À Hambourg, Delille rencontra, chez la marquise de Verthamy, Rivarol, à qui il avait à reprocher plus d’un trait malin, plus d’une satire à l’égard de « l’abbé Virgile ». Il devait avoir sur le cœur ce mot : « L’abbé Delille n’est qu’un rossignol qui a reçu son cerveau en gosier », et certainement ce dialogue, où le chou et le navet se plaignent de ce que le chant des Jardins les oublie :


Le navet n’a-t-il pas dans le pays latin
Longtemps composé seul ton modeste festin,
Avant que dans Paris ta muse froide et mince
Egayât les festins du commis et du prince ?…


« Delille passera, les navets resteront. »
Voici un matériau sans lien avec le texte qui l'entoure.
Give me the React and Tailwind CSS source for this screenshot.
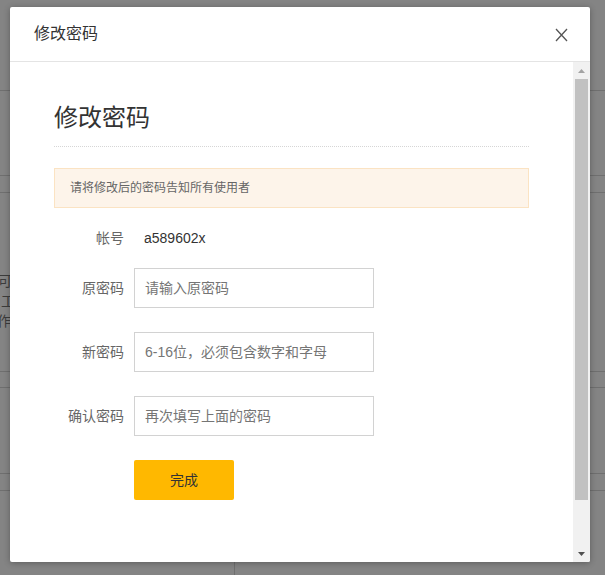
import React from 'react';

const FONT = { fontFamily: '"Liberation Sans", "Noto Sans CJK SC", sans-serif' };

function Field({ label, placeholder }) {
  return (
    <div className="flex items-center h-[40px]">
      <label className="w-[70px] text-right text-[14px] text-[#666]">{label}</label>
      <input
        type="password"
        placeholder={placeholder}
        className="ml-[10px] w-[240px] h-[40px] border border-[#d2d2d2] bg-white px-[10px] text-[14px] text-[#333] outline-none placeholder:text-[#757575]"
      />
    </div>
  );
}

function Scrollbar() {
  return (
    <div className="w-[17px] bg-[#f1f1f1] flex flex-col">
      <div className="h-[17px] flex items-center justify-center">
        <svg width="7" height="4" viewBox="0 0 7 4"><path d="M3.5 0 L7 4 L0 4 Z" fill="#a3a3a3" /></svg>
      </div>
      <div className="flex-1 px-[2px] flex flex-col">
        <div className="h-[421px] bg-[#c1c1c1]" />
      </div>
      <div className="h-[17px] flex items-center justify-center">
        <svg width="7" height="4" viewBox="0 0 7 4"><path d="M0 0 L7 0 L3.5 4 Z" fill="#505050" /></svg>
      </div>
    </div>
  );
}

export default function App() {
  return (
    <div className="relative w-[605px] h-[575px] overflow-hidden bg-[#848484]" style={FONT}>
      {/* page behind the overlay */}
      <div className="flex flex-col w-full">
        <div className="h-[91px] border-b border-[#6f6f6f]" />
        <div className="h-[85px] border-b border-[#6f6f6f]" />
        <div className="h-[17px] border-b border-[#6f6f6f]" />
        <div className="h-[179px] border-b border-[#6f6f6f] flex flex-col pt-[78px] text-[14px] leading-[20px] text-[#3c3c3c]">
          <span className="-ml-[2px]">可</span>
          <span className="ml-[1px]">工</span>
          <span className="-ml-[3px]">作</span>
        </div>
        <div className="h-[16px] border-b border-[#6f6f6f]" />
        <div className="h-[86px] border-b border-[#6f6f6f]" />
        <div className="h-[17px] border-b border-[#6f6f6f]" />
        <div className="h-[84px] flex">
          <div className="w-[235px] border-r border-[#6f6f6f]" />
        </div>
      </div>

      {/* dialog */}
      <div className="absolute left-[10px] top-[7px] w-[580px] h-[555px] bg-white rounded-[2px] shadow-[0_1px_6px_rgba(0,0,0,0.3)] flex flex-col overflow-hidden">
        <div className="h-[55px] shrink-0 border-b border-[#e4e4e4] flex items-center justify-between pl-[24px] pr-[22px]">
          <span className="text-[16px] text-[#333]">修改密码</span>
          <svg width="13" height="14" viewBox="0 0 13 14" className="mt-[1px]">
            <path d="M1 1 L12 13 M12 1 L1 13" stroke="#555" strokeWidth="1.3" fill="none" />
          </svg>
        </div>
        <div className="flex flex-1 min-h-0">
          <div className="flex-1 pl-[44px] pr-[44px] pt-[40px]">
            <h2 className="text-[24px] leading-[32px] text-[#333] pb-[12px] border-b border-dotted border-[#d6d6d6]">修改密码</h2>
            <div className="mt-[21px] h-[40px] border border-[#fbe3c3] bg-[#fdf4ea] flex items-center pl-[15px] text-[12px] text-[#666]">
              请将修改后的密码告知所有使用者
            </div>
            <div className="mt-[10px] flex items-center h-[40px]">
              <span className="w-[70px] text-right text-[14px] text-[#666]">帐号</span>
              <span className="ml-[20px] text-[14px] text-[#333]">a589602x</span>
            </div>
            <div className="mt-[10px] flex flex-col gap-[24px]">
              <Field label="原密码" placeholder="请输入原密码" />
              <Field label="新密码" placeholder="6-16位，必须包含数字和字母" />
              <Field label="确认密码" placeholder="再次填写上面的密码" />
            </div>
            <div className="mt-[24px] pl-[80px]">
              <button className="w-[100px] h-[40px] rounded-[2px] bg-[#ffb800] text-[14px] text-[#333]">完成</button>
            </div>
          </div>
          <Scrollbar />
        </div>
      </div>
    </div>
  );
}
C’était dur… Delille, homme du monde, affecta la plus exquise insensibilité ; il alla même jusqu’à rappeler au satirique plusieurs vers et promit de consacrer un épisode expiatoire au potager : échange de courtoisie et de compliments entre deux hommes d’esprit, dont s’égayait la galerie.

Delille finit par ce mot connu de Rome sauvé.


Je t’aime, je l’avoue, et je ne te crains pas.


Un Hollandais présent, homme d’esprit, murmura en changeant ainsi le vers.


Je te crains, je t’avoue, et je ne t’aime pas.


« C’est le plus aimable vaurien que j’aie jamais rencontre, disait plus tard à Londres le poète de son rival ; il a plus d’esprit que moi, mais je rime mieux l’alexandrin que lui. »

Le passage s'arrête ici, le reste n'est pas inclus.